If you’re a regular reader, you know that I’ve been on a mission to see if I could live in a browser.  And I think I could do so very nicely.  From power on to sleep, everything I do seems to be done within Google Chrome (or Mozilla Firefox just to shake things up.)  For all intents and purposes though, it’s in Google Chrome and I’m connected to the web.  Ever when the computer isn’t able to connect via wifi, I can tether to a cell phone.  And yet, I’m doing so on fairly expensive computers.  I don’t think my logic is any different from anyone else – when you buy a new computer, you want to get the most powerful one that you can, with as big a hard drive as you can afford, and the best of specs.  Is it overkill in this day and age?  Could everything be done in a browser?

Google thinks so.

I’ve been intrigued with Chromebooks since I worked with one at the ECOO Conference last year.  Very light, compact, extremely quick to boot, and the operating system is essentially the Google Chrome browser.  All for the fraction of the cost of my traditional laptop.  My technology stor in the city offers three models.  None of the computers exceeds $300.  The interesting concept is that, unlike my traditional laptop, which I feel like I have to own for 4-5 years to get my money’s worth and become increasingly frustrated with specs that take the inevitable technology slide, I could easily justify a 3 year ownership.  Google makes a good argument here.

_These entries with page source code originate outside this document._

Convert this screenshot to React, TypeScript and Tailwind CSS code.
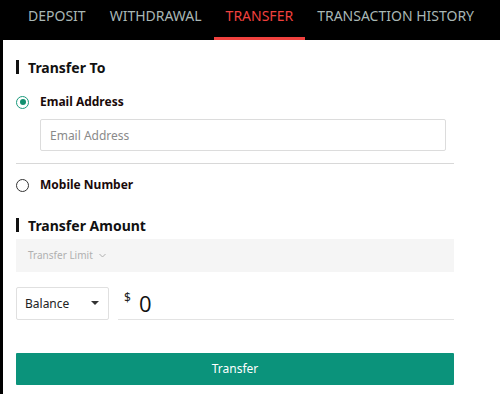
import React, { useState } from 'react';

const tabs = ['DEPOSIT', 'WITHDRAWAL', 'TRANSFER', 'TRANSACTION HISTORY'];

function SectionTitle({ children }: { children: React.ReactNode }) {
  return (
    <div className="flex items-center gap-[9px] h-[20px]">
      <span className="w-[3px] h-[14px] bg-[#111]" />
      <span className="text-[14px] font-bold text-[#111]">{children}</span>
    </div>
  );
}

function Radio({ checked, label, onClick }: { checked: boolean; label: string; onClick: () => void }) {
  return (
    <button onClick={onClick} className="flex items-center gap-[11px] h-[20px]">
      <span
        className={
          checked
            ? 'w-[13px] h-[13px] rounded-full border-[1.5px] border-[#1a9a7c] flex items-center justify-center'
            : 'w-[13px] h-[13px] rounded-full border-[1.5px] border-[#333]'
        }
      >
        {checked && <span className="w-[6px] h-[6px] rounded-full bg-[#13906f]" />}
      </span>
      <span className="text-[12px] font-bold text-[#1a0a0a]">{label}</span>
    </button>
  );
}

export default function App() {
  const [method, setMethod] = useState<'email' | 'mobile'>('email');

  return (
    <div className="w-[500px] h-[394px] bg-black font-['Noto_Sans',sans-serif] overflow-hidden">
      <div className="h-[40px] flex items-stretch pl-[16px]">
        {tabs.map((t) => (
          <div
            key={t}
            className={
              t === 'TRANSFER'
                ? 'px-[12px] flex items-center text-[14px] text-[#f0413e] border-b-[3px] border-[#f0413e] pb-[6px]'
                : 'px-[12px] flex items-center text-[14px] text-[#a9b7b5] pb-[9px]'
            }
          >
            {t}
          </div>
        ))}
      </div>
      <div className="ml-[3px] bg-white h-[354px] pl-[13px] pr-[46px] pt-[17px]">
        <SectionTitle>Transfer To</SectionTitle>
        <div className="mt-[15px]">
          <Radio checked={method === 'email'} label="Email Address" onClick={() => setMethod('email')} />
        </div>
        <div className="mt-[7px] pl-[24px] pr-[8px]">
          <input
            placeholder="Email Address"
            className="w-full h-[32px] border border-[#dcdcdc] rounded-[2px] px-[9px] text-[12px] placeholder:text-[#8a8a8a] outline-none"
          />
        </div>
        <div className="mt-[12px] border-t border-[#d8d8d8]" />
        <div className="mt-[11px]">
          <Radio checked={method === 'mobile'} label="Mobile Number" onClick={() => setMethod('mobile')} />
        </div>
        <div className="mt-[20px]">
          <SectionTitle>Transfer Amount</SectionTitle>
        </div>
        <div className="mt-[4px] h-[33px] bg-[#f5f5f5] flex items-center px-[12px] gap-[6px] text-[10px] text-[#b0b0b0]">
          Transfer Limit
          <svg width="7" height="5" viewBox="0 0 7 5" fill="none" stroke="#b0b0b0" strokeWidth="1">
            <path d="M0.5 1l3 3 3-3" />
          </svg>
        </div>
        <div className="mt-[15px] flex items-stretch gap-[9px]">
          <div className="w-[93px] h-[33px] border border-[#e0e0e0] rounded-[2px] flex items-center justify-between pl-[8px] pr-[9px] text-[12px] text-[#222]">
            Balance
            <svg width="8" height="5" viewBox="0 0 8 5">
              <path d="M0 0h8L4 4z" fill="#333" />
            </svg>
          </div>
          <div className="flex-1 border-b border-[#e3e3e3] flex items-start pl-[6px] pt-[1px]">
            <span className="text-[12px] text-[#222] mt-[1px]">$</span>
            <span className="ml-[8px] text-[22px] leading-[30px] text-[#111] font-['Open_Sans',sans-serif]">0</span>
          </div>
        </div>
        <button className="mt-[33px] w-full h-[32px] bg-[#0b937b] text-white text-[12px] rounded-[1px]">
          Transfer
        </button>
      </div>
    </div>
  );
}
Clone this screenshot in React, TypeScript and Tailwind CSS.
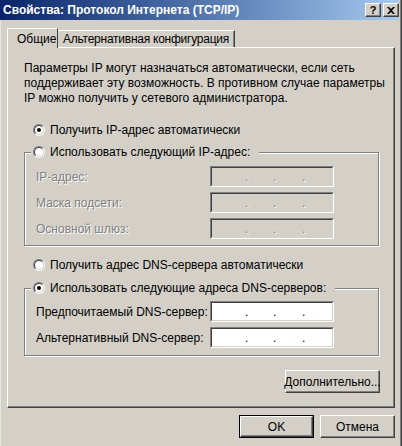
import React from 'react';

const FONT = "font-['Liberation_Sans',Arial,sans-serif]";

const Radio = ({ checked }: { checked?: boolean }) => (
  <span className="inline-flex w-[12px] h-[12px] shrink-0 rounded-full border border-t-[#808080] border-l-[#808080] border-b-white border-r-white">
    <span className="flex w-full h-full items-center justify-center rounded-full bg-white border border-t-[#404040] border-l-[#404040] border-b-[#d4d0c8] border-r-[#d4d0c8]">
      {checked && <span className="w-[4px] h-[4px] rounded-full bg-black" />}
    </span>
  </span>
);

const RadioLabel = ({ checked, label }: { checked?: boolean; label: string }) => (
  <span className="flex h-[14px] items-center gap-[5px] whitespace-nowrap">
    <Radio checked={checked} />
    <span>{label}</span>
  </span>
);

const IpField = ({ disabled }: { disabled?: boolean }) => {
  const dot = disabled
    ? 'text-[#808080] [text-shadow:1px_1px_0_#fff]'
    : 'text-black';
  return (
    <div className="w-[124px] h-[21px] border border-t-[#808080] border-l-[#808080] border-b-white border-r-white">
      <div
        className={`flex h-full items-center pl-[6px] border border-t-[#404040] border-l-[#404040] border-b-[#d4d0c8] border-r-[#d4d0c8] ${
          disabled ? 'bg-[#d4d0c8]' : 'bg-white'
        }`}
      >
        <span className="w-[27px]" />
        <span className={`w-[2px] ${dot}`}>.</span>
        <span className="w-[26px]" />
        <span className={`w-[2px] ${dot}`}>.</span>
        <span className="w-[27px]" />
        <span className={`w-[2px] ${dot}`}>.</span>
      </div>
    </div>
  );
};

const FieldRow = ({ label, disabled }: { label: string; disabled?: boolean }) => (
  <div className="flex h-[21px] items-center ml-[5px]">
    <span
      className={`w-[174px] whitespace-nowrap ${
        disabled ? 'text-[#808080] [text-shadow:1px_1px_0_#fff]' : ''
      }`}
    >
      {label}
    </span>
    <IpField disabled={disabled} />
  </div>
);

const Button = ({
  children,
  isDefault,
  className = '',
}: {
  children: React.ReactNode;
  isDefault?: boolean;
  className?: string;
}) => (
  <button
    className={`h-[23px] p-0 bg-[#d4d0c8] ${isDefault ? 'border border-black' : ''} ${className}`}
  >
    <span className="flex h-full items-center justify-center border border-t-white border-l-white border-b-[#404040] border-r-[#404040] shadow-[inset_-1px_-1px_0_#808080]">
      {children}
    </span>
  </button>
);

const CaptionButton = ({ children }: { children: React.ReactNode }) => (
  <span className="flex w-[16px] h-[14px] items-center justify-center bg-[#d4d0c8] border border-t-white border-l-white border-b-[#404040] border-r-[#404040] shadow-[inset_-1px_-1px_0_#808080]">
    {children}
  </span>
);

const Group = ({
  legend,
  checked,
  className = '',
  children,
}: {
  legend: string;
  checked?: boolean;
  className?: string;
  children: React.ReactNode;
}) => (
  <fieldset
    className={`w-[355px] ml-[16px] pl-[6px] border border-[#808080] shadow-[1px_1px_0_#fff,inset_1px_1px_0_#fff] ${className}`}
  >
    <legend className="pl-[2px] pr-[9px] bg-[#d4d0c8] relative">
      <RadioLabel checked={checked} label={legend} />
    </legend>
    {children}
  </fieldset>
);

export default function App() {
  return (
    <div
      className={`${FONT} text-[12px] text-black w-[402px] h-[446px] overflow-hidden bg-[#d4d0c8] border-r border-r-[#404040] shadow-[inset_-1px_0_0_#808080,inset_1px_0_0_#e8e6e0]`}
    >
      {/* title bar */}
      <div className="flex h-[20px] mr-[2px] items-center justify-between pl-[3px] bg-linear-to-r from-[#0a246a] to-[#a6caf0]">
        <span className="text-white font-bold whitespace-nowrap">
          Свойства: Протокол Интернета (TCP/IP)
        </span>
        <div className="flex gap-[2px]">
          <CaptionButton>
            <span className="font-bold text-[11px] leading-none">?</span>
          </CaptionButton>
          <CaptionButton>
            <svg width="8" height="7" viewBox="0 0 8 7">
              <path d="M0 0h2l2 2 2-2h2L5 3.5 8 7H6L4 5 2 7H0l3-3.5z" fill="black" />
            </svg>
          </CaptionButton>
        </div>
      </div>

      <div className="pl-[7px] pt-[8px]">
        {/* tabs */}
        <div className="flex h-[19px] items-end">
          <div className="relative z-10 flex h-[20px] -mb-[1px] w-[51px] items-center pl-[9px] bg-[#d4d0c8] border-t border-l border-t-white border-l-white border-r border-r-[#404040] rounded-tl-[2px]">
            Общие
          </div>
          <div className="flex h-[17px] items-center px-[5px] whitespace-nowrap tracking-[-0.25px] border-t border-t-white border-r border-r-[#404040] shadow-[inset_-1px_0_0_#808080]">
            Альтернативная конфигурация
          </div>
        </div>

        {/* tab panel */}
        <div className="w-[388px] h-[361px] border border-t-white border-l-white border-b-[#404040] border-r-[#404040] shadow-[inset_-1px_-1px_0_#808080]">
          <p className="mt-[13px] ml-[16px] leading-[15px] whitespace-nowrap">
            Параметры IP могут назначаться автоматически, если сеть
            <br />
            поддерживает эту возможность. В противном случае параметры
            <br />
            IP можно получить у сетевого администратора.
          </p>

          <div className="mt-[17px] ml-[25px]">
            <RadioLabel checked label="Получить IP-адрес автоматически" />
          </div>

          <Group legend="Использовать следующий IP-адрес:" className="mt-[8px] pt-[7px] pb-[6px]">
            <div className="flex flex-col gap-[5px]">
              <FieldRow label="IP-адрес:" disabled />
              <FieldRow label="Маска подсети:" disabled />
              <FieldRow label="Основной шлюз:" disabled />
            </div>
          </Group>

          <div className="mt-[12px] ml-[25px]">
            <RadioLabel label="Получить адрес DNS-сервера автоматически" />
          </div>

          <Group
            legend="Использовать следующие адреса DNS-серверов:"
            checked
            className="mt-[9px] pt-[6px] pb-[7px]"
          >
            <div className="flex flex-col gap-[5px]">
              <FieldRow label="Предпочитаемый DNS-сервер:" />
              <FieldRow label="Альтернативный DNS-сервер:" />
            </div>
          </Group>

          <div className="flex justify-end mt-[14px] mr-[14px]">
            <Button className="w-[95px]">Дополнительно...</Button>
          </div>
        </div>

        {/* dialog buttons */}
        <div className="flex w-[388px] justify-end gap-[6px] mt-[7px]">
          <Button isDefault className="w-[75px]">
            OK
          </Button>
          <Button className="w-[75px]">Отмена</Button>
        </div>
      </div>
    </div>
  );
}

They even include an online calculator comparing the cost of ownership between a regular PC and a Chromebook.  The comparison is quite interesting.  For yucks, I looked at the relative costs of 1000 computers.

Now, I’m not naive enough to overlook the fact that it came from a Google site and the goal was to persuade the visitor.  But, throw in whatever delta for error that you want and it’s something that school districts should be paying attention to.  Could you purchase more technology and move towards that magic 1:1?  Could you finally equip every teacher in the district with a legitimate device to meet needs?  It’s an interesting series of questions and I know many boards are going to give it a shot this fall.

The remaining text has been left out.